■ Written request
The entries below should be given again exactly, minus their pictures.

■ Supplied entries

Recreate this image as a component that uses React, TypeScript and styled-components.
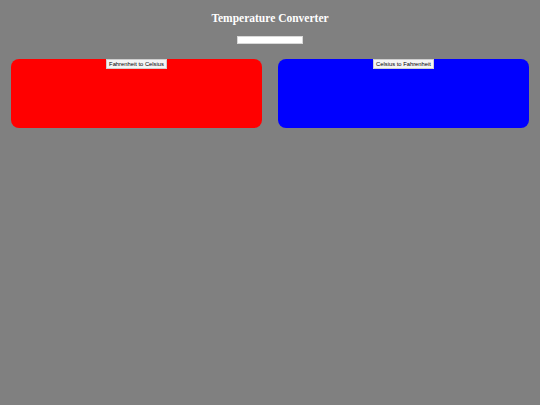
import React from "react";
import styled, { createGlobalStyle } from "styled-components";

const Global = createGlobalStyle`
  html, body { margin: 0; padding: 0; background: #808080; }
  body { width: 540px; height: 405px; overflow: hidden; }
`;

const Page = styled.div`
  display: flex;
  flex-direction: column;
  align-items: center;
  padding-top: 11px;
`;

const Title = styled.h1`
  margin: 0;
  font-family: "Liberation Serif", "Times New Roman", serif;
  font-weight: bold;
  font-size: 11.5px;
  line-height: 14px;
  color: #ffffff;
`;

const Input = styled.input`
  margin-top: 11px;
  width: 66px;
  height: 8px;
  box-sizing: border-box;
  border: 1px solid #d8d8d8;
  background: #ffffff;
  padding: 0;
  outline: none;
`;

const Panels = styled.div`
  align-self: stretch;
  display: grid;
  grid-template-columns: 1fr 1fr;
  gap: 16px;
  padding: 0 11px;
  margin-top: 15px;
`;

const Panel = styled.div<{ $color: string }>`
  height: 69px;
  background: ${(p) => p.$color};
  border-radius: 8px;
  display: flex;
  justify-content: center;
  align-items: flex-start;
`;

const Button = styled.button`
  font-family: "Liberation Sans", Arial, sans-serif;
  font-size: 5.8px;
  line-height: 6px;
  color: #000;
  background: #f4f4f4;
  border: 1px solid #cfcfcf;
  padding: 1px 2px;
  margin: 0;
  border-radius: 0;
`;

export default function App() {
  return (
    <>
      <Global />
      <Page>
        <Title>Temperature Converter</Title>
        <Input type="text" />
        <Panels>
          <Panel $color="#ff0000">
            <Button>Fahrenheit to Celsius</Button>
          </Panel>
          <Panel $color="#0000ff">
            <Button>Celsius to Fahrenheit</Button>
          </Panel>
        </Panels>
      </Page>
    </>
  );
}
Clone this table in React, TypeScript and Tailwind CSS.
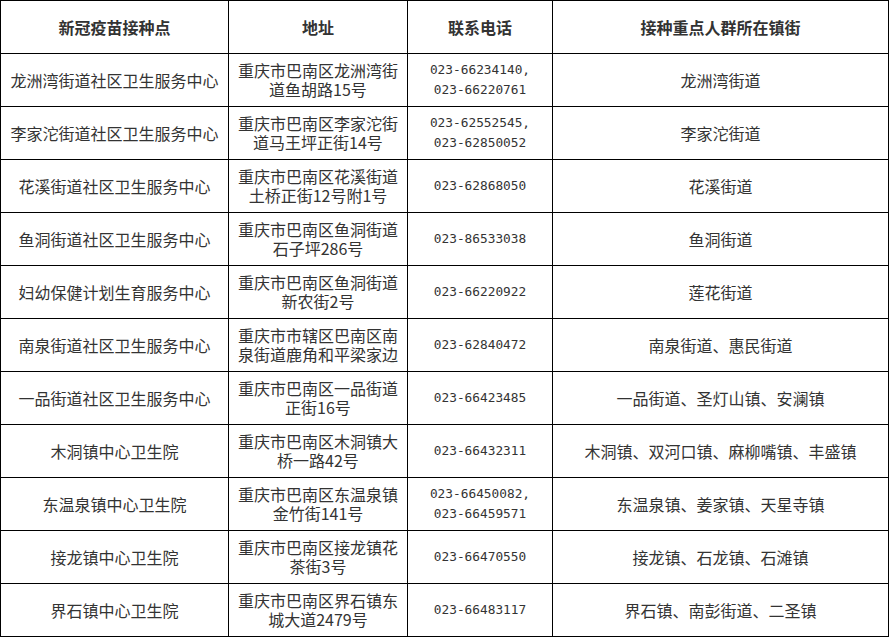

■ Task output
Recreate this image as a component that uses React, TypeScript and styled-components.
import React from "react";
import styled, { createGlobalStyle } from "styled-components";

const Global = createGlobalStyle`
  html, body { margin: 0; padding: 0; background: #808080; }
  body { width: 540px; height: 405px; overflow: hidden; }
`;

const Page = styled.div`
  display: flex;
  flex-direction: column;
  align-items: center;
  padding-top: 11px;
`;

const Title = styled.h1`
  margin: 0;
  font-family: "Liberation Serif", "Times New Roman", serif;
  font-weight: bold;
  font-size: 11.5px;
  line-height: 14px;
  color: #ffffff;
`;

const Input = styled.input`
  margin-top: 11px;
  width: 66px;
  height: 8px;
  box-sizing: border-box;
  border: 1px solid #d8d8d8;
  background: #ffffff;
  padding: 0;
  outline: none;
`;

const Panels = styled.div`
  align-self: stretch;
  display: grid;
  grid-template-columns: 1fr 1fr;
  gap: 16px;
  padding: 0 11px;
  margin-top: 15px;
`;

const Panel = styled.div<{ $color: string }>`
  height: 69px;
  background: ${(p) => p.$color};
  border-radius: 8px;
  display: flex;
  justify-content: center;
  align-items: flex-start;
`;

const Button = styled.button`
  font-family: "Liberation Sans", Arial, sans-serif;
  font-size: 5.8px;
  line-height: 6px;
  color: #000;
  background: #f4f4f4;
  border: 1px solid #cfcfcf;
  padding: 1px 2px;
  margin: 0;
  border-radius: 0;
`;

export default function App() {
  return (
    <>
      <Global />
      <Page>
        <Title>Temperature Converter</Title>
        <Input type="text" />
        <Panels>
          <Panel $color="#ff0000">
            <Button>Fahrenheit to Celsius</Button>
          </Panel>
          <Panel $color="#0000ff">
            <Button>Celsius to Fahrenheit</Button>
          </Panel>
        </Panels>
      </Page>
    </>
  );
}
Clone this table in React, TypeScript and Tailwind CSS.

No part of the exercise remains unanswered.